# Equality of Two Permutations

Two permutations $$f$$ and $$g$$ of degree $$n$$ are said to be equal if we have $$f\left( a \right) = g\left( a \right)$$, $$\forall a \in S$$.

__Example__:

If $$f = \left( {\begin{array}{*{20}{c}}1&2&3&4 \\ 2&3&4&1 \end{array}} \right)$$ and $$g = \left( {\begin{array}{*{20}{c}}1&4&1&3 \\ 3&1&2&4 \end{array}} \right)$$ are two permutations of degree **4**, then we have$$f = g$$. Here we see that both $$f$$ and $$g$$ replace **1** by **2**, **2** by **3**, **3** by **4**, and **4** by **1**.

If $$f = \left( {\begin{array}{*{20}{c}} {{a_1}}&{{a_2}}&{{a_3}}& \cdots &{{a_n}} \\ {{b_1}}&{{b_2}}&{{b_3}}& \cdots &{{b_n}} \end{array}} \right)$$ is a permutation of degree $$n$$, we can write it in several ways. The interchange of columns will not change the permutation. Thus, we can write:

If $$f = \left( {\begin{array}{*{20}{c}}{{a_2}}&{{a_3}}&{{a_1}}& \cdots &{{a_n}} \\ {{b_2}}&{{b_3}}&{{b_1}}& \cdots &{{b_n}} \end{array}} \right) = \left( {\begin{array}{*{20}{c}}{{a_n}}&{{a_1}}& \cdots &{{a_n} – 1} \\ {{b_n}}&{{b_1}}& \cdots &{{b_n} – 1} \end{array}} \right)$$ then

\[f = \left( {\begin{array}{*{20}{c}}{{a_n} – 1}&{{a_n}}&{{a_n} – 2}& \cdots &{{a_1}} \\ {{b_n} – 1}&{{b_n}}&{{b_n} – 2}& \cdots &{{b_1}} \end{array}} \right)\]

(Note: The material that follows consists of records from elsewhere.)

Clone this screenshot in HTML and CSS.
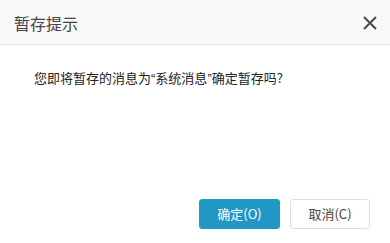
FILE: index.html
```
<!DOCTYPE html>
<html lang="zh-CN">
<head>
<meta charset="utf-8">
<link rel="stylesheet" href="styles.css">
</head>
<body>
<div class="dialog">
  <div class="header">
    <span class="title">暂存提示</span>
    <span class="close"><svg width="14" height="14" viewBox="0 0 14 14"><path d="M1 1L13 13M13 1L1 13" stroke="#4a4a4f" stroke-width="2" fill="none"/></svg></span>
  </div>
  <div class="body">
    <p class="msg">您即将暂存的消息为<span class="q">“</span>系统消息<span class="q">”</span>确定暂存吗?</p>
  </div>
  <div class="footer">
    <button class="btn primary">确定(O)</button>
    <button class="btn">取消(C)</button>
  </div>
</div>
</body>
</html>
```
FILE: styles.css
```
html, body {
  margin: 0;
  padding: 0;
  background: #fff;
}
.dialog {
  width: 390px;
  height: 243px;
  display: flex;
  flex-direction: column;
  font-family: "Noto Sans CJK SC", "Liberation Sans", sans-serif;
  color: #333;
}
.header {
  height: 44px;
  background: #f8f8f8;
  border-bottom: 1px solid #e8e8e8;
  display: flex;
  align-items: center;
  justify-content: space-between;
  padding: 0 13px 0 14px;
  flex: none;
}
.title {
  font-size: 16px;
  line-height: 20px;
  color: #444;
  margin-top: 1px;
}
.close {
  display: flex;
  width: 14px;
  height: 14px;
  margin-top: 1px;
}
.body {
  flex: 1;
  padding: 25px 34px 0;
}
.msg {
  margin: 0;
  font-size: 13px;
  line-height: 16px;
  color: #222;
}
.q {
  font-family: "Liberation Sans", sans-serif;
}
.footer {
  display: flex;
  justify-content: flex-end;
  gap: 10px;
  padding: 0 20px 14px;
}
.btn {
  width: 80px;
  height: 30px;
  border: 1px solid #dedede;
  border-radius: 3px;
  background: #fff;
  color: #444;
  font-family: "Noto Sans CJK SC", "Liberation Sans", sans-serif;
  font-size: 13px;
  padding: 0;
  line-height: 28px;
}
.btn.primary {
  background: #2097c4;
  border-color: #2097c4;
  color: #fff;
  width: 81px;
}
```
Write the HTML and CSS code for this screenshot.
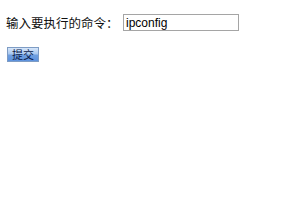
FILE: index.html
```html
<!DOCTYPE html>
<html lang="zh-CN">
<head>
    <meta charset="UTF-8">
    <title>执行命令</title>
    <link rel="stylesheet" href="styles.css">
</head>
<body>
    <form class="cmd-form" onsubmit="return false;">
        <div class="cmd-row">
            <label class="cmd-label" for="cmd">输入要执行的命令：</label>
            <input class="cmd-input" type="text" id="cmd" value="ipconfig">
        </div>
        <div class="cmd-actions">
            <button class="cmd-submit" type="submit">提交</button>
        </div>
    </form>
</body>
</html>
```
FILE: styles.css
```css
* {
    margin: 0;
    padding: 0;
    box-sizing: border-box;
}

body {
    background: #fff;
    font-family: 'Liberation Sans', 'Noto Sans CJK SC', sans-serif;
    color: #000;
}

.cmd-form {
    padding: 14px 0 0 6px;
}

.cmd-row {
    display: flex;
    align-items: center;
    height: 17px;
}

.cmd-label {
    font-size: 12.5px;
    width: 117px;
    color: #111;
}

.cmd-input {
    width: 116px;
    height: 17px;
    border: 1px solid #a5a5a5;
    font-family: 'Liberation Sans', sans-serif;
    font-size: 12px;
    padding: 0 2px;
    color: #000;
}

.cmd-actions {
    margin-top: 16px;
    padding-left: 1px;
}

.cmd-submit {
    display: block;
    width: 32px;
    height: 15px;
    font-family: 'Noto Sans CJK SC', sans-serif;
    font-size: 11px;
    line-height: 13px;
    color: #0a1a4a;
    border: 1px solid #7e9cc4;
    background: linear-gradient(#d6e6fa, #a9c8ef 45%, #6f9fe0 55%, #5d92de);
}
```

Therefore, if $$f$$ and $$g$$ are two permutations of the same elements of degree $$n$$, then it is always possible to write $$g$$ in such a way that the first row of $$g$$ coincides with the second row of $$f$$.

**Total Number of Distinct Permutations of Degree **$$n$$

If $$S$$ is a finite set having $$n$$ distinct elements, then we shall have $$n{!}$$ distinct arrangements of the elements of $$S$$. Therefore there will be $$n{!}$$ distinct permutations of degree $$n$$ if $${P_n}$$ is the set consisting of all permutations of degree $$n$$. If $${P_n}$$ is the set containing of all permutations of degree $$n$$ then the set $${P_n}$$ will have $$n{!}$$ distinct elements.

This set $${P_n}$$ is called the symmetric set of permutations of degree $$n$$. Sometimes it is also denoted by $${S_n}$$.

Thus, $${P_n} = $$($$f:f$$ is a permutation of degree $$n$$).

The set$${P_3}$$ of all permutation of degree **3** will have **3!**, i.e., **6** elements. Obviously:

\[ {P_3} = \left\{ {\left( {\begin{array}{*{20}{c}}1&2&3 \\ 1&2&3 \end{array}} \right), \left( {\begin{array}{*{20}{c}}1&2&3 \\ 3&1&2 \end{array}} \right),\left( {\begin{array}{*{20}{c}}1&2&3 \\ 2&3&1 \end{array}} \right),\left( {\begin{array}{*{20}{c}}1&2&3 \\ 3&2&1 \end{array}} \right),\left( {\begin{array}{*{20}{c}}1&2&3 \\ 1&3&2 \end{array}} \right),\left( {\begin{array}{*{20}{c}}1&2&3 \\ 2&1&3 \end{array}} \right)} \right\}\]